Thursday, September 29College Admissions News

Government Fix to Wipe Away Some Student Loan Debt

If you think your federal student loan servicer didn’t give you the best information, and may have even cost you money — or if you think you were unfairly denied loan forgiveness — then you might be in for some good news.

In an April 19 release, the Department of Education stated it is making a series of fixes to the past treatment of federal student loans, particularly where income-driven repayment (IDR) and Public Service Loan Forgiveness (PSLF) are concerned.

Previously, some student loan servicers would advise borrowers who were having trouble repaying their debt to pause their repayment through forbearance (a temporary stop), even though in many cases these borrowers might have been better off with an IDR program.

Through IDR, a borrower’s monthly student loan bill is capped at a percentage of their disposable income — and if that person is unemployed, they might owe “zero dollars” each month.

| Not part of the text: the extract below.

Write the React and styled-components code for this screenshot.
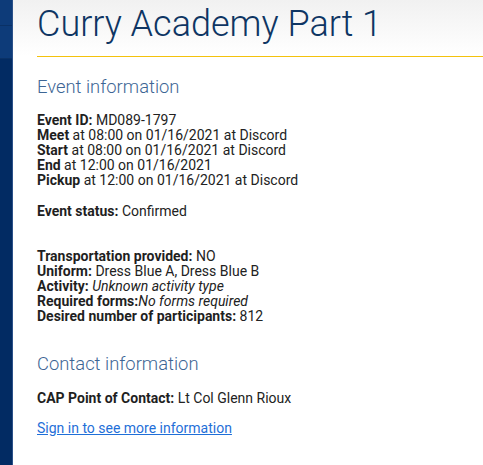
import React from 'react';
import styled, { createGlobalStyle } from 'styled-components';

const GlobalStyle = createGlobalStyle`
  html, body {
    margin: 0;
    padding: 0;
    background: #ffffff;
  }
  body {
    font-family: Roboto, "Liberation Sans", sans-serif;
    color: #222222;
  }
`;

const Page = styled.div`
  display: flex;
  min-height: 465px;
  width: 483px;
  overflow: hidden;
`;

const Sidebar = styled.nav`
  flex: 0 0 12px;
  display: flex;
  flex-direction: column;
  background: #022b63;
  border-right: 1px solid #2b5189;
`;

const NavBlock = styled.div`
  height: ${(p) => p.$h}px;
  background: #0d3b79;
  border-bottom: 1px solid #0a3166;
`;

const Main = styled.main`
  flex: 1;
  display: flex;
  flex-direction: column;
`;

const Header = styled.header`
  background: linear-gradient(#f1f1f1, #ffffff 56px);
  padding: 3px 0 0 24px;
`;

const Title = styled.h1`
  margin: 0;
  padding-bottom: 11px;
  border-bottom: 1px solid #f4c20d;
  font-size: 36px;
  font-weight: 300;
  color: #0e3563;
  line-height: 42px;
  white-space: nowrap;
`;

const Content = styled.section`
  padding: 0 0 0 24px;
  font-size: 14px;
  line-height: 15px;
`;

const SectionTitle = styled.h2`
  margin: ${(p) => p.$top}px 0 0;
  font-size: 18.4px;
  font-weight: 300;
  line-height: 21px;
  color: #3d6594;
`;

const Block = styled.div`
  margin-top: ${(p) => p.$top}px;
`;

const Line = styled.div`
  white-space: nowrap;
`;

const Label = styled.b`
  font-weight: 700;
  color: #1f1f1f;
`;

const Value = styled.span`
  color: #222222;
  font-style: ${(p) => (p.$italic ? 'italic' : 'normal')};
`;

const SignIn = styled.a`
  color: #1f6fd8;
  text-decoration: underline;
  cursor: pointer;
`;

export default function App() {
  return (
    <Page>
      <GlobalStyle />
      <Sidebar>
        <NavBlock $h={25} />
        <NavBlock $h={32} />
      </Sidebar>
      <Main>
        <Header>
          <Title>Curry Academy Part 1</Title>
        </Header>
        <Content>
          <SectionTitle $top={19}>Event information</SectionTitle>
          <Block $top={16}>
            <Line><Label>Event ID:</Label> <Value>MD089-1797</Value></Line>
            <Line><Label>Meet</Label> <Value>at 08:00 on 01/16/2021 at Discord</Value></Line>
            <Line><Label>Start</Label> <Value>at 08:00 on 01/16/2021 at Discord</Value></Line>
            <Line><Label>End</Label> <Value>at 12:00 on 01/16/2021</Value></Line>
            <Line><Label>Pickup</Label> <Value>at 12:00 on 01/16/2021 at Discord</Value></Line>
          </Block>
          <Block $top={16}>
            <Line><Label>Event status:</Label> <Value>Confirmed</Value></Line>
          </Block>
          <Block $top={30}>
            <Line><Label>Transportation provided:</Label> <Value>NO</Value></Line>
            <Line><Label>Uniform:</Label> <Value>Dress Blue A, Dress Blue B</Value></Line>
            <Line><Label>Activity:</Label> <Value $italic>Unknown activity type</Value></Line>
            <Line><Label>Required forms:</Label><Value $italic>No forms required</Value></Line>
            <Line><Label>Desired number of participants:</Label> <Value>812</Value></Line>
          </Block>
          <SectionTitle $top={29}>Contact information</SectionTitle>
          <Block $top={17}>
            <Line><Label>CAP Point of Contact:</Label> <Value>Lt Col Glenn Rioux</Value></Line>
          </Block>
          <Block $top={15}>
            <SignIn>Sign in to see more information</SignIn>
          </Block>
        </Content>
      </Main>
    </Page>
  );
}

After 20 or 25 years on an IDR program (depending on which one you join), the remaining balance is forgiven.

In its announcement, the Department of Education cited “inappropriate steering into long-term forbearance,” in some cases beyond government-set limits on the length of time you can pause repayment.

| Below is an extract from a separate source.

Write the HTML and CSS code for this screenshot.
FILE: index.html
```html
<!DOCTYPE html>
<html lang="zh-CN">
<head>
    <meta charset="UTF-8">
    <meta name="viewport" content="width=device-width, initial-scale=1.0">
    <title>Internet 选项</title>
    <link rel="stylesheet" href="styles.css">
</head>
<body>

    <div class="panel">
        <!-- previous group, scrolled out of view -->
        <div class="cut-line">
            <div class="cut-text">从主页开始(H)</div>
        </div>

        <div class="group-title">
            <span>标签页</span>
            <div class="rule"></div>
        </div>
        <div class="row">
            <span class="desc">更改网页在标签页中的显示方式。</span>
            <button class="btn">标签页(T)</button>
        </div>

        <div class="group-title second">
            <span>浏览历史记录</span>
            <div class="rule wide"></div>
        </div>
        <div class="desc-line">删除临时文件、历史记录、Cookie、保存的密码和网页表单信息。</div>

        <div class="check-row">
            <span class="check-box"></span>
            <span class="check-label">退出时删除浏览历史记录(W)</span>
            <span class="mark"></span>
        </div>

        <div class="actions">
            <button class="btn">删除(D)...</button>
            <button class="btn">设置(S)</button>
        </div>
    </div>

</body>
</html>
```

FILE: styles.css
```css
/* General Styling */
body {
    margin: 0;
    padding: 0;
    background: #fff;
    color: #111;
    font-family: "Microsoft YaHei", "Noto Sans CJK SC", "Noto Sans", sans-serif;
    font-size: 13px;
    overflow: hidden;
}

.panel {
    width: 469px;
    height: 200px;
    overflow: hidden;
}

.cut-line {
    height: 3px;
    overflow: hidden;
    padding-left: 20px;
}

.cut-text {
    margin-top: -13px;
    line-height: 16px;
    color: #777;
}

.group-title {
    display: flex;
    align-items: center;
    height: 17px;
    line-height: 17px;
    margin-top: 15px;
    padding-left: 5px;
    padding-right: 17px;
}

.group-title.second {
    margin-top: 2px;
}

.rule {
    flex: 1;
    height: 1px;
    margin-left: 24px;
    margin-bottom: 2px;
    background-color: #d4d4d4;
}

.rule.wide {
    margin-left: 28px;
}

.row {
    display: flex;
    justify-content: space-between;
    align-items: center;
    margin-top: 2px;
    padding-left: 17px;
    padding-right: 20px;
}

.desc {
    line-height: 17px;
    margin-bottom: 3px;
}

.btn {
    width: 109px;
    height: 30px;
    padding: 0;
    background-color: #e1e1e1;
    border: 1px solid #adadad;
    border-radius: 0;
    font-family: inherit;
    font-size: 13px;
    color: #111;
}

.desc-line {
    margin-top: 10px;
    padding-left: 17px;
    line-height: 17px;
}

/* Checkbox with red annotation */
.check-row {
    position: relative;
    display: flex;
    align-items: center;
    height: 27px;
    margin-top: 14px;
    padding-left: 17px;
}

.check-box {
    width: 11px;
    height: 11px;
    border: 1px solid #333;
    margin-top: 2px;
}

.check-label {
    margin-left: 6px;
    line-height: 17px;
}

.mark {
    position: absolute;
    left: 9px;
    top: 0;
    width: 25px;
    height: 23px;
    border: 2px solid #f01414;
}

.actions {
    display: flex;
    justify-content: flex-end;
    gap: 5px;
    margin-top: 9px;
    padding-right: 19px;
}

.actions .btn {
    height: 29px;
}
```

Previous reviews by Federal Student Aid “suggest that loan servicers placed borrowers into forbearance in violation of department rules, even when their monthly payment under an IDR plan could have been as low as zero dollars.” (Note that since July 2020, repayment has been automatically paused for all federally held student loans due to the COVID-19 pandemic — you can see more details in this report.)

One-time adjustment

In order to fix past errors, the department said it would be making a “one-time account adjustment” that will, in certain cases, count past forbearance toward IDR forgiveness.

Specifically, any forbearances of more than 12 months consecutively or more than 36 months cumulatively may now count toward forgiveness under IDR.

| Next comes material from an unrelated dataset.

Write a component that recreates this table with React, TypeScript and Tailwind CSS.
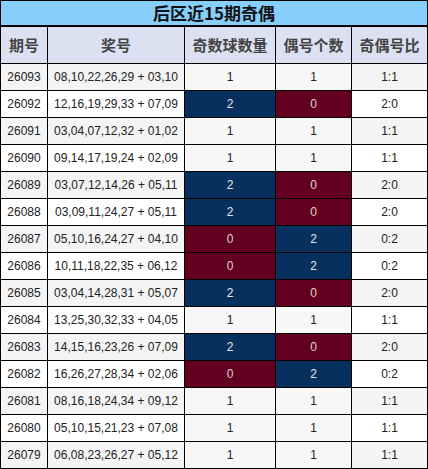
import React from "react";

const rows: [string, string, number, number, string][] = [
  ["26093", "08,10,22,26,29 + 03,10", 1, 1, "1:1"],
  ["26092", "12,16,19,29,33 + 07,09", 2, 0, "2:0"],
  ["26091", "03,04,07,12,32 + 01,02", 1, 1, "1:1"],
  ["26090", "09,14,17,19,24 + 02,09", 1, 1, "1:1"],
  ["26089", "03,07,12,14,26 + 05,11", 2, 0, "2:0"],
  ["26088", "03,09,11,24,27 + 05,11", 2, 0, "2:0"],
  ["26087", "05,10,16,24,27 + 04,10", 0, 2, "0:2"],
  ["26086", "10,11,18,22,35 + 06,12", 0, 2, "0:2"],
  ["26085", "03,04,14,28,31 + 05,07", 2, 0, "2:0"],
  ["26084", "13,25,30,32,33 + 04,05", 1, 1, "1:1"],
  ["26083", "14,15,16,23,26 + 07,09", 2, 0, "2:0"],
  ["26082", "16,26,27,28,34 + 02,06", 0, 2, "0:2"],
  ["26081", "08,16,18,24,34 + 09,12", 1, 1, "1:1"],
  ["26080", "05,10,15,21,23 + 07,08", 1, 1, "1:1"],
  ["26079", "06,08,23,26,27 + 05,12", 1, 1, "1:1"],
];

function cellColor(v: number) {
  if (v === 2) return "bg-[#07305f] text-[#e8e8e8]";
  if (v === 0) return "bg-[#630020] text-[#e0d0d0]";
  return "bg-[#f6f7f6] text-[#222]";
}

export default function App() {
  return (
    <div
      className="w-[428px] border border-black bg-white"
      style={{ fontFamily: '"Liberation Sans", "Noto Sans CJK SC", sans-serif' }}
    >
      <div
        className="h-[26px] bg-[#87cefa] border-b-2 border-black flex items-center justify-center text-[17px] font-bold text-[#111]"
        style={{ fontFamily: '"Noto Sans CJK SC", sans-serif' }}
      >
        后区近15期奇偶
      </div>
      <div
        className="h-[37px] flex border-b border-black bg-[#dce1f2] text-[15px] font-bold text-[#444]"
        style={{ fontFamily: '"Noto Sans CJK SC", sans-serif' }}
      >
        <div className="w-[47px] border-r border-black flex items-center justify-center">期号</div>
        <div className="w-[137px] border-r border-black flex items-center justify-center">奖号</div>
        <div className="w-[91px] border-r border-black flex items-center justify-center">奇数球数量</div>
        <div className="w-[76px] border-r border-black flex items-center justify-center">偶号个数</div>
        <div className="w-[75px] flex items-center justify-center">奇偶号比</div>
      </div>
      {rows.map((r, i) => {
        const alt = i % 2 === 0 ? "bg-[#f4f4f4]" : "bg-white";
        const last = i === rows.length - 1;
        return (
          <div
            key={r[0]}
            className={`flex text-[12px] text-[#222] ${last ? "h-[26px]" : "h-[27px] border-b border-black"}`}
          >
            <div className={`w-[47px] border-r border-black flex items-center justify-center ${alt}`}>{r[0]}</div>
            <div className={`w-[137px] border-r border-black flex items-center justify-center ${alt}`}>{r[1]}</div>
            <div className={`w-[91px] border-r border-black flex items-center justify-center ${cellColor(r[2])}`}>{r[2]}</div>
            <div className={`w-[76px] border-r border-black flex items-center justify-center ${cellColor(r[3])}`}>{r[3]}</div>
            <div className={`w-[75px] flex items-center justify-center ${alt}`}>{r[4]}</div>
          </div>
        );
      })}
    </div>
  );
}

Such forbearances may also count as “payments” for PSLF, a program that offers to wipe away your student loans after 120 payments, so long as you work for an eligible government agency or nonprofit.

In a separate announcement last year, the Department of Education said it was easing the rules to qualify for PSLF — and would even allow some borrowers to retroactively count previous payments toward forgiveness, as long as they apply for this redress by Oct. 31, 2022. So if you think you might be eligible, you’ll want to look into this soon.

The department said that these moves would “address historical failures in the administration of the federal student loan program,” and based on their data, they could result in:

  • More than 3.6 million borrowers getting credit for three or more years of additional payments under IDR
  • At least 40,000 borrowers receiving “immediate debt cancellation” under PSLF

Next steps

If you suspect you were incorrectly steered into forbearance, the government is encouraging you to get in touch with the Federal Student Aid Ombudsman office (at StudentAid.gov/feedback) for an account review.

The Department of Education noted that while implementation of these reforms had begun, “borrowers may not see the effect in their accounts until the last quarter of 2022.”

Meanwhile, it also plans to increase its oversight of forbearance use, including restrictions on allowing borrowers to pause their repayment by text or email.

Further, the government says it will allow borrowers to see their number of IDR-eligible payments via the Federal Student Aid portal at Studentaid.gov, starting next year.